A divorce lawyer in Waukegan typically charges $250 to $400 per hour, with most family law attorneys in Lake County requiring a retainer of $2,500 to $5,000 up front. An uncontested divorce with full agreement may total $1,500 to $3,500 in legal fees, while a contested case involving custody disputes or significant assets commonly runs $7,000 to $15,000 or more, depending on how many hearings and how much discovery the case requires.
Those attorney fees are separate from court costs. The Lake County filing fee is about $334 for the petitioner, and the responding spouse pays a separate appearance fee. If you cannot afford these costs, you can file an Application for Waiver of Court Fees under Illinois Supreme Court Rule 298; courts generally grant a full waiver when household income is at or below 125% of the federal poverty guidelines. A granted waiver covers filing fees, sheriff service of process, and the required parenting class for couples with children. Flat-fee arrangements are available from some Waukegan firms for straightforward uncontested matters, which gives cost certainty when both spouses already agree on terms.
How long does a divorce take in Waukegan?
An uncontested divorce in Waukegan can be finalized in roughly 60 to 90 days once both spouses agree on all terms and the 90-day residency requirement is satisfied. A contested divorce involving disputes over parenting time, support, or property division typically takes 12 to 18 months, and complex cases with business valuations or custody evaluations can extend beyond two years.
Illinois does not impose a mandatory waiting period before you can file. The often-misunderstood six-month rule under 750 ILCS 5/401(a-5) is not a waiting period; it is an evidentiary presumption. When spouses have lived separate and apart for at least six continuous months before judgment, the court must treat irreconcilable differences as conclusively proven. Spouses who agree can waive that six-month showing entirely. The bigger driver of timeline is the level of conflict and the Lake County court's hearing calendar, not a statutory clock.
What are the residency requirements to file in Lake County?
To divorce in Lake County, at least one spouse must have lived in Illinois for 90 days before the court enters the judgment of dissolution, under 750 ILCS 5/401(a). Only one spouse needs to meet this requirement, and a petition can be filed before the 90 days run because the clock is measured to the date of judgment, not the date of filing.
There is no separate county-level residency requirement beyond the statewide 90-day rule. Venue is satisfied if either spouse resides in Lake County, which a Waukegan resident automatically meets. Military personnel stationed in Illinois for 90 days satisfy the residency rule even without establishing civilian residency, a common situation for service members connected to Naval Station Great Lakes in nearby North Chicago. If neither spouse lives in the county where the case is filed, the petitioner must move for an order waiving the venue requirement.
How is property divided in a Waukegan divorce?
Lake County courts divide marital property using equitable distribution under 750 ILCS 5/503, meaning the judge splits assets in just proportions rather than an automatic 50/50 split. Illinois is not a community property state. All property either spouse acquires after the marriage and before judgment is presumed marital, and that presumption can only be overcome by clear and convincing evidence.

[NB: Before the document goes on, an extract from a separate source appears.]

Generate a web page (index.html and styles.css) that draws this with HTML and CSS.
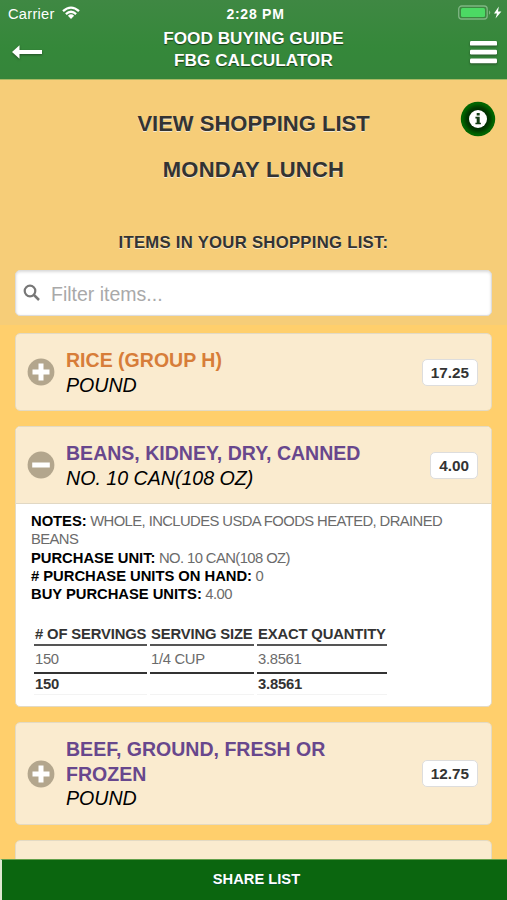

Non-marital property, such as assets owned before the marriage, gifts, and inheritances received by one spouse alone, generally stays with that spouse. When dividing the marital estate, the court weighs the statutory factors in 750 ILCS 5/503(d), including each spouse's contribution to the marriage (including as a homemaker), the length of the marriage, each spouse's economic circumstances, any dissipation of assets, and the tax consequences of the division. Marital debts are allocated under the same equitable standard. Parenting decisions follow a separate best-interests analysis: parenting time under 750 ILCS 5/602.7 and decision-making responsibility under 750 ILCS 5/602.5, with both parents presumed fit absent evidence of serious endangerment.